На ленте корабельного журнала запись: «На поверхности планеты тяготение как будто превышает 2,5 П, но я собираюсь произвести высадку. Ни визуальные наблюдения, ни радар не проникают под облака из пыли и пара. Выглядит не очень хорошо, но это мой одиннадцатый вылет. Устанавливаю приборы на автоматический возврат через десять дней. Если к этому времени я со шлюпкой не вернусь, капсула, вероятно, отправится одна. Хотел бы я знать, что означают эти пятна и вспышки на Солнце».

Пилота не было на борту вернувшегося корабля. Ни артефактов, ни образцов. Посадочного аппарата также нет. Корабль поврежден.

Теперь Зигфрид рассердил меня по-настоящему. Он пытается вернуть меня к сну, а я собираюсь задать ему и страховой компании встряску за свои деньги. Это не прозвучало, но Зигфрид все понял и к моему уходу пообещал все поменять для моего следующего посещения.

Ухожу я чрезвычайно довольный собой. В сущности, Зигфрид приносит мне много пользы. Хотя бы потому, что я внутренне собираюсь, чтобы прийти сюда, и в какой-то степени это меня дисциплинирует. Возможно, что весь этот вздор полезен для меня, даже если у Зигфрида иногда и возникают вздорные идеи.

14

Я сражался со своим гамаком, стараясь убраться от колена Клары, и наткнулся на локоть Сэма Кахане.

– Прости, друг, – сказал он, даже не оглянувшись, чтобы увидеть, кому он говорит. Рука его по-прежнему лежала на соске двигателя, хотя мы уже десять минут были в полете. Он жадно изучал мигающие огоньки на приборной доске хичи и отрывался, только чтобы взглянуть на экран над головой.

Я сел, чувствуя изнуряющую тошноту. Потребовались недели, чтобы я привык к почти полному отсутствию тяготения на Вратах. Сила тяготения в капсуле – это нечто совсем иное. Она так же слаба, но не остается постоянной ни на минуту, и мое внутреннее ухо протестовало.

Я протиснулся в кухонную секцию, поглядывая одним глазом на туалет. Мохамад Тайе был все еще там, и я понял, что если он не выберется достаточно быстро, мое положение станет критическим.

Клара рассмеялась и протянула руку из своего гамака.

– Бедный Бобби, – сказала она. – А ведь это только начало.

Я судорожно проглотил таблетку, безрассудно закурил сигарету и попытался сосредоточиться на том, чтобы меня не вырвало прямо на пол.

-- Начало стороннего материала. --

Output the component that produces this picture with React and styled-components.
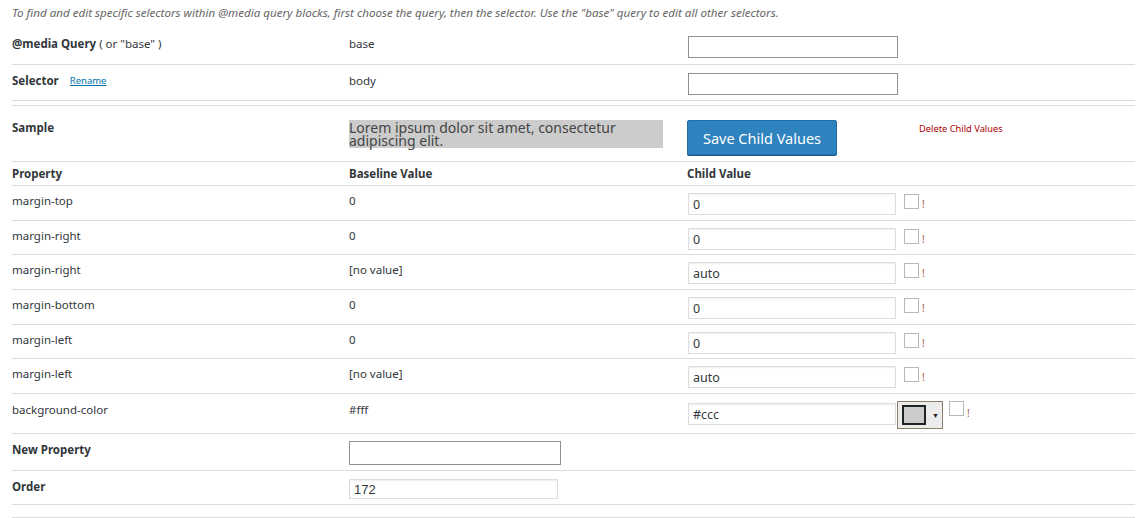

Не знаю, насколько это действительно была космическая болезнь, но думаю, что здесь больше было обыкновенного страха. Есть что-то очень страшное в осознании того, что между тобой и мгновенной ужасной смертью нет ничего, кроме тонкой металлической стенки, сделанной какими-то инопланетными умельцами миллион лет назад. И в том, что ты вынужден куда-то лететь, не имея никакого контроля над кораблем, а место, куда ты в конце концов попадешь, может оказаться крайне неприятным.

Я заполз обратно в гамак, погасил сигарету, закрыл глаза и сосредоточился на том, чтобы не замечать крайне медленного течения времени. А его должно было пройти немало. Средний рейс продолжается сорок пять дней в один конец. Но дело даже не в том, как, по вашему мнению, далека цель. Десять световых лет и десять тысяч – это, конечно, имеет определенное значение, но не такое принципиальное. Говорят, эти корабли непрерывно ускоряются и ускоряют степень ускорения. Дельта не линейна и даже не экспоненциальна, и никто этого себе не может представить. Очень быстро, менее чем за час, вы достигаете скорости света. Потом проходит довольно много времени, прежде чем корабль значительно превысит ее. Вот тогда вы двигаетесь действительно быстро.

Говорят, это все можно определить, наблюдая за звездами на верхнем экране, навигационном экране хичи. В течение первого часа звезды меняют окраску и перемещаются. Когда корабль достигает скорости света, вы узнаете об этом, потому что космические светила собираются в самом центре экрана, который находится в том направлении, куда летит корабль.